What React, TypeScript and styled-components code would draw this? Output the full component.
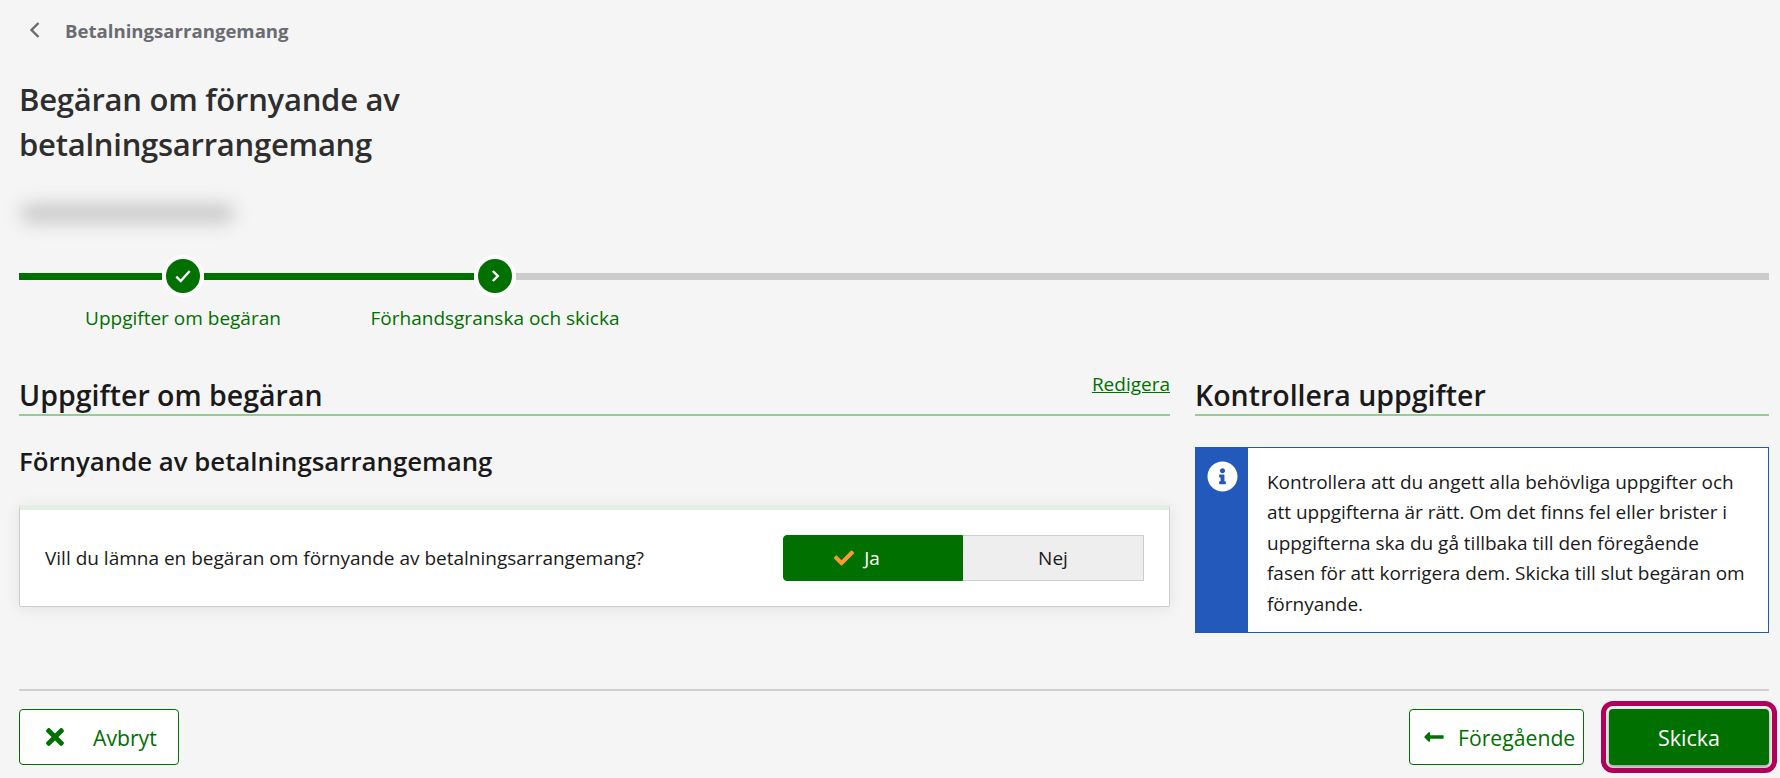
import React from 'react';
import styled, {createGlobalStyle} from 'styled-components';
import {FaCheck, FaInfoCircle, FaLongArrowAltLeft, FaTimes} from 'react-icons/fa';

const green = '#007000';

const GlobalStyle = createGlobalStyle`
  html, body {
    margin: 0;
    padding: 0;
    background: #f5f5f5;
  }
  body {
    font-family: "Open Sans", "Noto Sans", "Liberation Sans", sans-serif;
    color: #1a1a1a;
    overflow: hidden;
  }
`;

const Page = styled.div`
  width: 1780px;
  height: 778px;
  box-sizing: border-box;
  padding: 0 11px 0 19px;
  overflow: hidden;
`;

const Breadcrumb = styled.div`
  display: flex;
  align-items: center;
  height: 24px;
  padding: 18px 0 1px 8px;
  color: #6b6b72;
  font-size: 18.6px;
  font-weight: 700;
`;

const BackIcon = styled.svg`
  width: 16px;
  height: 22px;
  margin-right: 22px;
  fill: none;
  stroke: #6b6b72;
  stroke-width: 2.4;
`;

const Title = styled.h1`
  margin: 34px 0 0;
  width: 420px;
  color: #2e2e2e;
  font-size: 31px;
  font-weight: 600;
  line-height: 45px;
  letter-spacing: -0.25px;
`;

const BlurredName = styled.div`
  width: 213px;
  height: 17px;
  margin: 38px 0 0 2px;
  background: #c4c4c4;
  border-radius: 8px;
  filter: blur(9px);
`;

const Track = styled.div`
  display: flex;
  align-items: center;
  height: 42px;
  margin-top: 33px;
`;

const Segment = styled.div<{$width?: number; $done?: boolean}>`
  height: 7px;
  flex: ${({$width}) => ($width ? `0 0 ${$width}px` : '1')};
  background: ${({$done}) => ($done ? green : '#cccccc')};
`;

const Ring = styled.div`
  flex: 0 0 34px;
  height: 34px;
  display: flex;
  align-items: center;
  justify-content: center;
  background: ${green};
  border: 4px solid #fff;
  border-radius: 50%;
`;

const StepIcon = styled.svg`
  width: 20px;
  height: 20px;
  fill: none;
  stroke: #fff;
  stroke-width: 2.2;
`;

const StepLabels = styled.div`
  display: grid;
  grid-template-columns: 328px 296px;
  margin-top: 8px;
`;

const StepLabel = styled.div`
  text-align: center;
  color: ${green};
  font-size: 19px;
  line-height: 26px;
  white-space: nowrap;
`;

const Columns = styled.div`
  display: grid;
  grid-template-columns: 1151px 574px;
  column-gap: 25px;
  margin-top: 37px;
`;

const SectionHead = styled.div`
  display: flex;
  justify-content: space-between;
  height: 48px;
  border-bottom: 2px solid #99c999;
  box-sizing: border-box;
`;

const SectionTitle = styled.h2`
  margin: 0;
  padding-top: 8px;
  color: #1a1a1a;
  font-size: 28.5px;
  font-weight: 600;
  line-height: 38px;
`;

const EditLink = styled.a`
  padding-top: 3px;
  color: ${green};
  font-size: 19px;
  line-height: 26px;
  text-decoration: underline;
`;

const SubTitle = styled.h3`
  margin: 28px 0 0;
  color: #1a1a1a;
  font-size: 25.8px;
  font-weight: 600;
  line-height: 35px;
`;

const Card = styled.div`
  display: flex;
  align-items: center;
  justify-content: space-between;
  height: 102px;
  margin-top: 26px;
  box-sizing: border-box;
  padding: 0 25px;
  background: #fff;
  border: 1px solid #cccccc;
  border-top: 5px solid #e4efe4;
  border-radius: 0 0 2px 2px;
  box-shadow: 0 2px 16px rgba(0, 0, 0, 0.08);
`;

const Question = styled.div`
  font-size: 19px;
`;

const Toggle = styled.div`
  display: grid;
  grid-template-columns: 180px 181px;
  height: 46px;
`;

const ToggleOption = styled.div<{$active?: boolean}>`
  display: flex;
  align-items: center;
  justify-content: center;
  gap: 10px;
  box-sizing: border-box;
  padding-right: ${({$active}) => ($active ? '32px' : '0')};
  font-size: 19px;
  background: ${({$active}) => ($active ? green : '#eeeeee')};
  color: ${({$active}) => ($active ? '#fff' : '#1a1a1a')};
  border: 1px solid ${({$active}) => ($active ? green : '#cccccc')};
  border-left-width: ${({$active}) => ($active ? '1px' : '0')};
  border-radius: ${({$active}) => ($active ? '4px 0 0 4px' : '0')};

  svg {
    color: #f89a34;
    font-size: 20px;
  }
`;

const InfoBox = styled.div`
  display: flex;
  height: 186px;
  margin-top: 31px;
  box-sizing: border-box;
  background: #fff;
  border: 1px solid #2259bb;
`;

const InfoSide = styled.div`
  flex: 0 0 52px;
  display: flex;
  justify-content: center;
  padding-top: 13px;
  background: #2259bb;
  color: #fff;
  font-size: 31px;
`;

const InfoText = styled.p`
  margin: 0;
  padding: 19px 20px 0 19px;
  font-size: 19px;
  line-height: 30.4px;
  letter-spacing: -0.02px;
`;

const Footer = styled.div`
  display: flex;
  justify-content: space-between;
  align-items: center;
  margin-top: 56px;
  padding-top: 18px;
  border-top: 2px solid #d0d0d0;
`;

const FooterRight = styled.div`
  display: flex;
  gap: 25px;
`;

const OutlineButton = styled.button<{$width: number; $gap: number; $inset: number; $icon: number}>`
  display: flex;
  align-items: center;
  width: ${({$width}) => $width}px;
  height: 56px;
  box-sizing: border-box;
  padding: 0 0 0 ${({$inset}) => $inset}px;
  gap: ${({$gap}) => $gap}px;
  background: #fff;
  color: ${green};
  border: 1px solid ${green};
  border-radius: 4px;
  font-family: inherit;
  font-size: 21.2px;

  svg {
    font-size: ${({$icon}) => $icon}px;
    flex: none;
  }
`;

const SendButton = styled.button`
  position: relative;
  width: 160px;
  height: 56px;
  background: ${green};
  color: #fff;
  border: 0;
  border-radius: 4px;
  font-family: inherit;
  font-size: 21.5px;
  box-shadow: 0 2px 4px rgba(0, 0, 0, 0.4);
  outline: 5px solid #b0005a;
  outline-offset: 3px;
`;

export default function App() {
  return (
    <Page>
      <GlobalStyle />
      <Breadcrumb>
        <BackIcon viewBox="0 0 16 22">
          <path d="M11.5 4 L4.5 11 L11.5 18" />
        </BackIcon>
        Betalningsarrangemang
      </Breadcrumb>
      <Title>Begäran om förnyande av betalningsarrangemang</Title>
      <BlurredName />
      <Track>
        <Segment $width={143} $done />
        <Ring>
          <StepIcon viewBox="0 0 18 18">
            <path d="M3 9.5 L7 13.5 L15 4.5" />
          </StepIcon>
        </Ring>
        <Segment $width={270} $done />
        <Ring>
          <StepIcon viewBox="0 0 18 18">
            <path d="M7 4.5 L11.5 9 L7 13.5" />
          </StepIcon>
        </Ring>
        <Segment />
      </Track>
      <StepLabels>
        <StepLabel>Uppgifter om begäran</StepLabel>
        <StepLabel>Förhandsgranska och skicka</StepLabel>
      </StepLabels>
      <Columns>
        <section>
          <SectionHead>
            <SectionTitle>Uppgifter om begäran</SectionTitle>
            <EditLink>Redigera</EditLink>
          </SectionHead>
          <SubTitle>Förnyande av betalningsarrangemang</SubTitle>
          <Card>
            <Question>Vill du lämna en begäran om förnyande av betalningsarrangemang?</Question>
            <Toggle>
              <ToggleOption $active>
                <FaCheck />
                Ja
              </ToggleOption>
              <ToggleOption>Nej</ToggleOption>
            </Toggle>
          </Card>
        </section>
        <section>
          <SectionHead>
            <SectionTitle>Kontrollera uppgifter</SectionTitle>
          </SectionHead>
          <InfoBox>
            <InfoSide>
              <FaInfoCircle />
            </InfoSide>
            <InfoText>
              Kontrollera att du angett alla behövliga uppgifter och att uppgifterna är rätt. Om det finns fel eller
              brister i uppgifterna ska du gå tillbaka till den föregående fasen för att korrigera dem. Skicka till
              slut begäran om förnyande.
            </InfoText>
          </InfoBox>
        </section>
      </Columns>
      <Footer>
        <OutlineButton $width={160} $gap={25} $inset={22} $icon={26}>
          <FaTimes />
          Avbryt
        </OutlineButton>
        <FooterRight>
          <OutlineButton $width={175} $gap={13} $inset={13} $icon={22}>
            <FaLongArrowAltLeft />
            Föregående
          </OutlineButton>
          <SendButton>Skicka</SendButton>
        </FooterRight>
      </Footer>
    </Page>
  );
}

----------------

# GIVEN TASK:
Exactly as they appear, print the lines of the listing above from its first line through the line that contains "const green = '#007000';", minus the pictures.

# TASK RESULT:
What React, TypeScript and styled-components code would draw this? Output the full component.
import React from 'react';
import styled, {createGlobalStyle} from 'styled-components';
import {FaCheck, FaInfoCircle, FaLongArrowAltLeft, FaTimes} from 'react-icons/fa';

const green = '#007000';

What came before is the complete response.